▸ Your objective
Set the data down again, exactly as it reads, but without the pictures.

▸ Data extract
--- --- ---

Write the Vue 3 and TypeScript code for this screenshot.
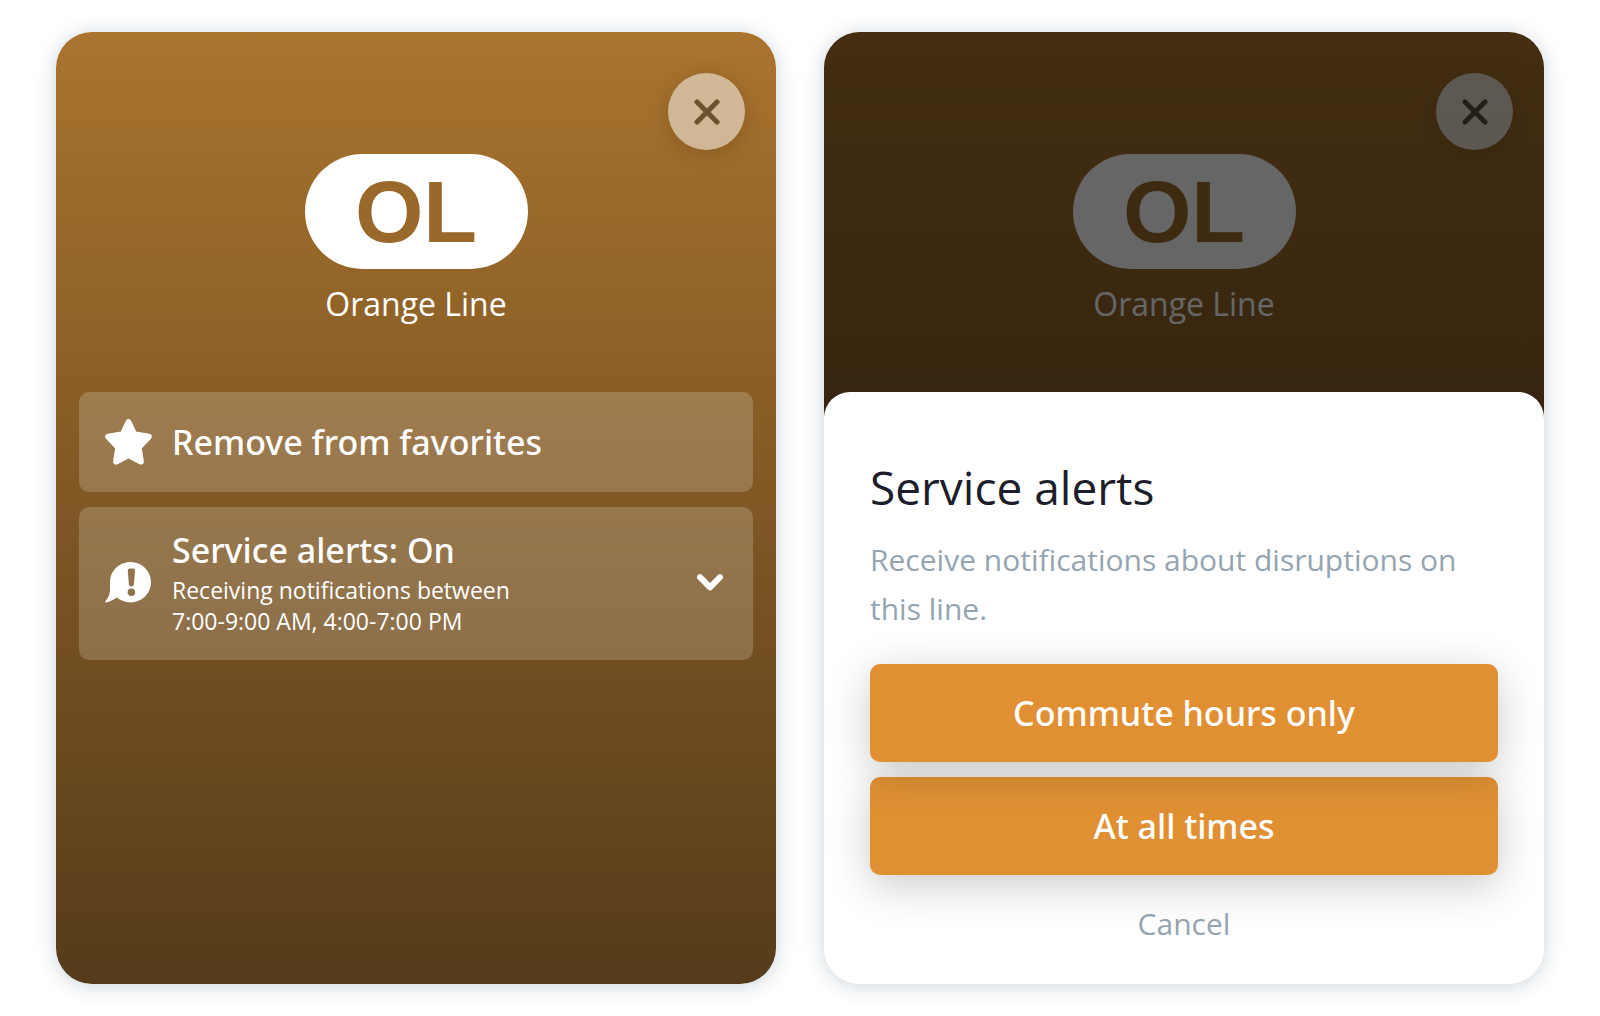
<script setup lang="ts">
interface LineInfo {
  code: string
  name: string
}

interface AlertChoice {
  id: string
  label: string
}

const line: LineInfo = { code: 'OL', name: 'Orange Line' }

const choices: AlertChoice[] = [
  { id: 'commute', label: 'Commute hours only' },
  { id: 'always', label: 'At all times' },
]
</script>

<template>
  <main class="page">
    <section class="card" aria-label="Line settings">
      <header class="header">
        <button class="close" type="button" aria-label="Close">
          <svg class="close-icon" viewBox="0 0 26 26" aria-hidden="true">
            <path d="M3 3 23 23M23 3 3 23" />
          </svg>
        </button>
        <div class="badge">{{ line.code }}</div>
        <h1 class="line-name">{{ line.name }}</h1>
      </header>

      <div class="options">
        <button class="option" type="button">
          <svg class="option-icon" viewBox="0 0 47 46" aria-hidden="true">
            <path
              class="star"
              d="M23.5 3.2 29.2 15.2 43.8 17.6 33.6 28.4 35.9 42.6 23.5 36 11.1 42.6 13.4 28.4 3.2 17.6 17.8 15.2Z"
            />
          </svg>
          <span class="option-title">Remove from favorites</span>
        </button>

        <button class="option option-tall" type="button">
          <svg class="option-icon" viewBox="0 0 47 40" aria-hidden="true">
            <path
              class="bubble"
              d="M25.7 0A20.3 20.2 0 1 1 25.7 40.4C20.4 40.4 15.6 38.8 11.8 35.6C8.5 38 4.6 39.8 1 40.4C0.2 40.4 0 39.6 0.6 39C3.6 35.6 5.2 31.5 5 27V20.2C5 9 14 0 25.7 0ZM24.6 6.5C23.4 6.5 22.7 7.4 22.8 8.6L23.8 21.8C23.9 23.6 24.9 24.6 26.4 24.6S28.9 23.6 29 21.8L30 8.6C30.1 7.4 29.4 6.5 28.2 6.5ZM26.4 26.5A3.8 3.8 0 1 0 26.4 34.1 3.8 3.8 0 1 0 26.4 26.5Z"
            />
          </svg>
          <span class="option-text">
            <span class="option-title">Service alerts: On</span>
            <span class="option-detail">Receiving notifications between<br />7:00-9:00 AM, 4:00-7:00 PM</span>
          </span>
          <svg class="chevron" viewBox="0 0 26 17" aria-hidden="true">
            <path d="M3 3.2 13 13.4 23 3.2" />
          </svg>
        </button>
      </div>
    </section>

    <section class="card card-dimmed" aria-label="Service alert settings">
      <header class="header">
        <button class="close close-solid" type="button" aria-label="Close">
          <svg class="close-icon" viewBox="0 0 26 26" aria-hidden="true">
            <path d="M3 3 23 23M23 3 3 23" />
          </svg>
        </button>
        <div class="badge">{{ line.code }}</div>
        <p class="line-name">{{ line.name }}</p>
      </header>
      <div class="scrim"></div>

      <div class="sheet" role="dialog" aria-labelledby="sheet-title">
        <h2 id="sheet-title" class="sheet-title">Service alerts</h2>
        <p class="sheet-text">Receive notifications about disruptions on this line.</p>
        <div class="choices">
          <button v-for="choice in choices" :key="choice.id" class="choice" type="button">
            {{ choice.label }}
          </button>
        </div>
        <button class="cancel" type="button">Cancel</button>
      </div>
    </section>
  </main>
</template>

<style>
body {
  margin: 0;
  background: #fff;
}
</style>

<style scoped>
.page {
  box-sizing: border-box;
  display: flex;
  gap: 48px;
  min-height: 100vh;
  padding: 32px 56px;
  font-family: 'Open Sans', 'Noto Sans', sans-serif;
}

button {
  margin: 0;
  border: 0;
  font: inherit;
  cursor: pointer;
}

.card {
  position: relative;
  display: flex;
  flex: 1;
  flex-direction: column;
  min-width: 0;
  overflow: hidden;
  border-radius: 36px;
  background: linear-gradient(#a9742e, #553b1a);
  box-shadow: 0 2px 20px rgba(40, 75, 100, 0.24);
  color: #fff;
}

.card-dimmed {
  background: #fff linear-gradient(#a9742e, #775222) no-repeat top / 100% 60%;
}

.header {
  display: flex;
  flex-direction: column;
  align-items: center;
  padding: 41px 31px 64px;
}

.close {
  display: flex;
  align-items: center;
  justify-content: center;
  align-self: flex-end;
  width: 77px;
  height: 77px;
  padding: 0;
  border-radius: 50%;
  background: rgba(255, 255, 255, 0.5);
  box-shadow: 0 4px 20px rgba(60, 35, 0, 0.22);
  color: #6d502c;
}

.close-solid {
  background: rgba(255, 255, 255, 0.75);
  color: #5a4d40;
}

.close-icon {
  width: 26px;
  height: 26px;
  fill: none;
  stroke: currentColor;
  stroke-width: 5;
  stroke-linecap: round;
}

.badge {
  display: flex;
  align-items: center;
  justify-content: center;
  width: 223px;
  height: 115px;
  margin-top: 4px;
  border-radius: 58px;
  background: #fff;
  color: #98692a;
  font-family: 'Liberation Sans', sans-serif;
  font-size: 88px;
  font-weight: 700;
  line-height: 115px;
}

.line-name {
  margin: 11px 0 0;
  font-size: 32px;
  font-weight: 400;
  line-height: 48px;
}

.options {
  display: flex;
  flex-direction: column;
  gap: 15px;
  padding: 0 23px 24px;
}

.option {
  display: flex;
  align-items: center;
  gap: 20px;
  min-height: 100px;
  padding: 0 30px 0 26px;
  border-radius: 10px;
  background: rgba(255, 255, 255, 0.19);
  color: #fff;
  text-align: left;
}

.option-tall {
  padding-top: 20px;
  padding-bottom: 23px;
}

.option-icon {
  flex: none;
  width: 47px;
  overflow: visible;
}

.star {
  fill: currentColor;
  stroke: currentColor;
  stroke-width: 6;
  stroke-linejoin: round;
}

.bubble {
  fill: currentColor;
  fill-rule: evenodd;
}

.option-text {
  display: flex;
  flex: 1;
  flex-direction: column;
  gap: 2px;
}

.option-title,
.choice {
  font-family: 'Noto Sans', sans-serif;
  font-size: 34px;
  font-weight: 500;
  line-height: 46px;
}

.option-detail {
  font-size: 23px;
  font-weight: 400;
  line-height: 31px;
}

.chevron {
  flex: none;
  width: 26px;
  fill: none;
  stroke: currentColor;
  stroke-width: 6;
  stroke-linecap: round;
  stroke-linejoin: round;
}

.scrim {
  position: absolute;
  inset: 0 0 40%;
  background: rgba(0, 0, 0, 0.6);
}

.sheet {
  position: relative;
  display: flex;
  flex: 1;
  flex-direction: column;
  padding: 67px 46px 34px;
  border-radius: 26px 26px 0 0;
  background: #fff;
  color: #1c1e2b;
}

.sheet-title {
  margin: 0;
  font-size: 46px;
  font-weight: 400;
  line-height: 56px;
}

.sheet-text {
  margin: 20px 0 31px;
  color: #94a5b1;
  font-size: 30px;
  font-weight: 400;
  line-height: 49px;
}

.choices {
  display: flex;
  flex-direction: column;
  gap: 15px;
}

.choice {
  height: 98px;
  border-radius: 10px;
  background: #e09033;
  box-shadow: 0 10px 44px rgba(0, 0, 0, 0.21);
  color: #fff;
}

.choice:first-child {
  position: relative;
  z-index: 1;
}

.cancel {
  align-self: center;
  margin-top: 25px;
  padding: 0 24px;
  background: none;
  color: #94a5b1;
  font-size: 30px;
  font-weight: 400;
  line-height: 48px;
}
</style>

--- --- ---

▸ Complete answer
Write the Vue 3 and TypeScript code for this screenshot.
<script setup lang="ts">
interface LineInfo {
  code: string
  name: string
}

interface AlertChoice {
  id: string
  label: string
}

const line: LineInfo = { code: 'OL', name: 'Orange Line' }

const choices: AlertChoice[] = [
  { id: 'commute', label: 'Commute hours only' },
  { id: 'always', label: 'At all times' },
]
</script>

<template>
  <main class="page">
    <section class="card" aria-label="Line settings">
      <header class="header">
        <button class="close" type="button" aria-label="Close">
          <svg class="close-icon" viewBox="0 0 26 26" aria-hidden="true">
            <path d="M3 3 23 23M23 3 3 23" />
          </svg>
        </button>
        <div class="badge">{{ line.code }}</div>
        <h1 class="line-name">{{ line.name }}</h1>
      </header>

      <div class="options">
        <button class="option" type="button">
          <svg class="option-icon" viewBox="0 0 47 46" aria-hidden="true">
            <path
              class="star"
              d="M23.5 3.2 29.2 15.2 43.8 17.6 33.6 28.4 35.9 42.6 23.5 36 11.1 42.6 13.4 28.4 3.2 17.6 17.8 15.2Z"
            />
          </svg>
          <span class="option-title">Remove from favorites</span>
        </button>

        <button class="option option-tall" type="button">
          <svg class="option-icon" viewBox="0 0 47 40" aria-hidden="true">
            <path
              class="bubble"
              d="M25.7 0A20.3 20.2 0 1 1 25.7 40.4C20.4 40.4 15.6 38.8 11.8 35.6C8.5 38 4.6 39.8 1 40.4C0.2 40.4 0 39.6 0.6 39C3.6 35.6 5.2 31.5 5 27V20.2C5 9 14 0 25.7 0ZM24.6 6.5C23.4 6.5 22.7 7.4 22.8 8.6L23.8 21.8C23.9 23.6 24.9 24.6 26.4 24.6S28.9 23.6 29 21.8L30 8.6C30.1 7.4 29.4 6.5 28.2 6.5ZM26.4 26.5A3.8 3.8 0 1 0 26.4 34.1 3.8 3.8 0 1 0 26.4 26.5Z"
            />
          </svg>
          <span class="option-text">
            <span class="option-title">Service alerts: On</span>
            <span class="option-detail">Receiving notifications between<br />7:00-9:00 AM, 4:00-7:00 PM</span>
          </span>
          <svg class="chevron" viewBox="0 0 26 17" aria-hidden="true">
            <path d="M3 3.2 13 13.4 23 3.2" />
          </svg>
        </button>
      </div>
    </section>

    <section class="card card-dimmed" aria-label="Service alert settings">
      <header class="header">
        <button class="close close-solid" type="button" aria-label="Close">
          <svg class="close-icon" viewBox="0 0 26 26" aria-hidden="true">
            <path d="M3 3 23 23M23 3 3 23" />
          </svg>
        </button>
        <div class="badge">{{ line.code }}</div>
        <p class="line-name">{{ line.name }}</p>
      </header>
      <div class="scrim"></div>

      <div class="sheet" role="dialog" aria-labelledby="sheet-title">
        <h2 id="sheet-title" class="sheet-title">Service alerts</h2>
        <p class="sheet-text">Receive notifications about disruptions on this line.</p>
        <div class="choices">
          <button v-for="choice in choices" :key="choice.id" class="choice" type="button">
            {{ choice.label }}
          </button>
        </div>
        <button class="cancel" type="button">Cancel</button>
      </div>
    </section>
  </main>
</template>

<style>
body {
  margin: 0;
  background: #fff;
}
</style>

<style scoped>
.page {
  box-sizing: border-box;
  display: flex;
  gap: 48px;
  min-height: 100vh;
  padding: 32px 56px;
  font-family: 'Open Sans', 'Noto Sans', sans-serif;
}

button {
  margin: 0;
  border: 0;
  font: inherit;
  cursor: pointer;
}

.card {
  position: relative;
  display: flex;
  flex: 1;
  flex-direction: column;
  min-width: 0;
  overflow: hidden;
  border-radius: 36px;
  background: linear-gradient(#a9742e, #553b1a);
  box-shadow: 0 2px 20px rgba(40, 75, 100, 0.24);
  color: #fff;
}

.card-dimmed {
  background: #fff linear-gradient(#a9742e, #775222) no-repeat top / 100% 60%;
}

.header {
  display: flex;
  flex-direction: column;
  align-items: center;
  padding: 41px 31px 64px;
}

.close {
  display: flex;
  align-items: center;
  justify-content: center;
  align-self: flex-end;
  width: 77px;
  height: 77px;
  padding: 0;
  border-radius: 50%;
  background: rgba(255, 255, 255, 0.5);
  box-shadow: 0 4px 20px rgba(60, 35, 0, 0.22);
  color: #6d502c;
}

.close-solid {
  background: rgba(255, 255, 255, 0.75);
  color: #5a4d40;
}

.close-icon {
  width: 26px;
  height: 26px;
  fill: none;
  stroke: currentColor;
  stroke-width: 5;
  stroke-linecap: round;
}

.badge {
  display: flex;
  align-items: center;
  justify-content: center;
  width: 223px;
  height: 115px;
  margin-top: 4px;
  border-radius: 58px;
  background: #fff;
  color: #98692a;
  font-family: 'Liberation Sans', sans-serif;
  font-size: 88px;
  font-weight: 700;
  line-height: 115px;
}

.line-name {
  margin: 11px 0 0;
  font-size: 32px;
  font-weight: 400;
  line-height: 48px;
}

.options {
  display: flex;
  flex-direction: column;
  gap: 15px;
  padding: 0 23px 24px;
}

.option {
  display: flex;
  align-items: center;
  gap: 20px;
  min-height: 100px;
  padding: 0 30px 0 26px;
  border-radius: 10px;
  background: rgba(255, 255, 255, 0.19);
  color: #fff;
  text-align: left;
}

.option-tall {
  padding-top: 20px;
  padding-bottom: 23px;
}

.option-icon {
  flex: none;
  width: 47px;
  overflow: visible;
}

.star {
  fill: currentColor;
  stroke: currentColor;
  stroke-width: 6;
  stroke-linejoin: round;
}

.bubble {
  fill: currentColor;
  fill-rule: evenodd;
}

.option-text {
  display: flex;
  flex: 1;
  flex-direction: column;
  gap: 2px;
}

.option-title,
.choice {
  font-family: 'Noto Sans', sans-serif;
  font-size: 34px;
  font-weight: 500;
  line-height: 46px;
}

.option-detail {
  font-size: 23px;
  font-weight: 400;
  line-height: 31px;
}

.chevron {
  flex: none;
  width: 26px;
  fill: none;
  stroke: currentColor;
  stroke-width: 6;
  stroke-linecap: round;
  stroke-linejoin: round;
}

.scrim {
  position: absolute;
  inset: 0 0 40%;
  background: rgba(0, 0, 0, 0.6);
}

.sheet {
  position: relative;
  display: flex;
  flex: 1;
  flex-direction: column;
  padding: 67px 46px 34px;
  border-radius: 26px 26px 0 0;
  background: #fff;
  color: #1c1e2b;
}

.sheet-title {
  margin: 0;
  font-size: 46px;
  font-weight: 400;
  line-height: 56px;
}

.sheet-text {
  margin: 20px 0 31px;
  color: #94a5b1;
  font-size: 30px;
  font-weight: 400;
  line-height: 49px;
}

.choices {
  display: flex;
  flex-direction: column;
  gap: 15px;
}

.choice {
  height: 98px;
  border-radius: 10px;
  background: #e09033;
  box-shadow: 0 10px 44px rgba(0, 0, 0, 0.21);
  color: #fff;
}

.choice:first-child {
  position: relative;
  z-index: 1;
}

.cancel {
  align-self: center;
  margin-top: 25px;
  padding: 0 24px;
  background: none;
  color: #94a5b1;
  font-size: 30px;
  font-weight: 400;
  line-height: 48px;
}
</style>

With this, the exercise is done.